Every day, hands are creating the world,





Sunbeam Male: Ceremonial, 2004, digital print on Epson 9600 using Ultra Chrome archival links. 

Willie Cole, American born 1954. Pennsylvania Academy of the Fine Arts, Philadelphia



fire is married to steel,







Domestic I.D. IV, 1992, steam iron scorch and pencil on paper, mounted in recycled wooden window frame. 

Willie Cole, American born 1955. MOMA, NY




and canvas, linen, and cotton come back
from the skirmishings of the laundries,






American Domestic, 2016, digital pigment and serigraph, and detail.

Willie Cole, American born 1955. Pennsylvania College of the Fine Arts


The painting above refers, of course, to one of the most famous of American paintings (below):  American Gothic.

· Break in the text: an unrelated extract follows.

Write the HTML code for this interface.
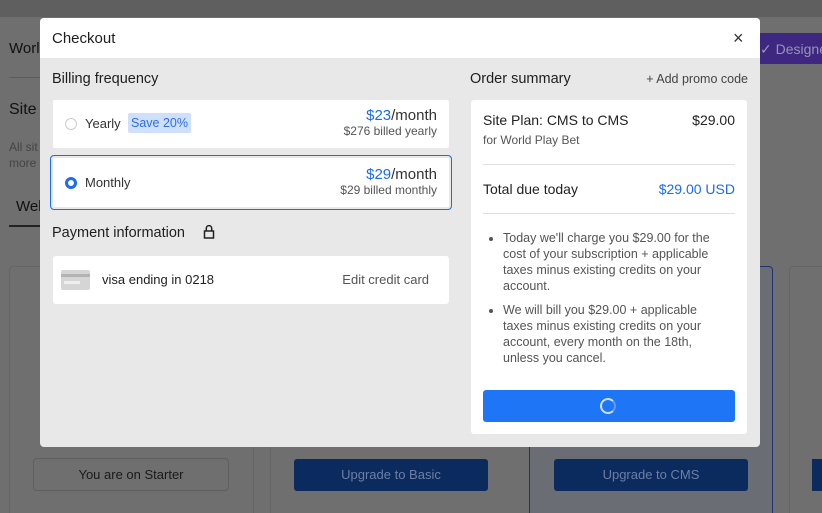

The African-American couple have been reduced to cyphers: they are there to work:  the one in the field and the other in the house.  It is all about cotton and servitude.  The markings on the woman’s smock have been transformed into the shape of the iron. 





American Gothic, 1930, oil on beaverboard. 

Grant Wood, 1891-1941, American.  Art Institute of Chicago from whose website this photo




and out of light a dove is born –








Woman Ironing , and detail, 1904, oil on canvas. 

Pablo Picasso, 1991-1973, Spanish.  Thannhauser Collection, Solomon R. Guggenheim, NY




pure innocence returns out of the swirl.





The White Shirt, 1946, oil on canvas. 

Guillermo Meza, 1917-1997, Mexican.  Philadelphia Art Museum





Five Beauties Rising, etching, 2002. 

Willie Cole, American born 1955. Metropolitan Museum of Art, NY








8 thoughts on “The soapy swirl, the iron, and the doves which are born

  1. I was remembering our discussion about ironing! You asked if I iron. I said, yes, everything that should be.

    One of my ‘younger’ friends was scandalized by the idea of spending time ironing. I hope it isn’t dying altogether because it does have its uses, to the eye and to the senses, I am sure!

    Thanks for taking the time to read this. Sarah

  2. Just to state the obvious, the amount of research that you put into this post and your selection of the images is impressive to say the least. I’m learning a great deal from your posts.Many thanks.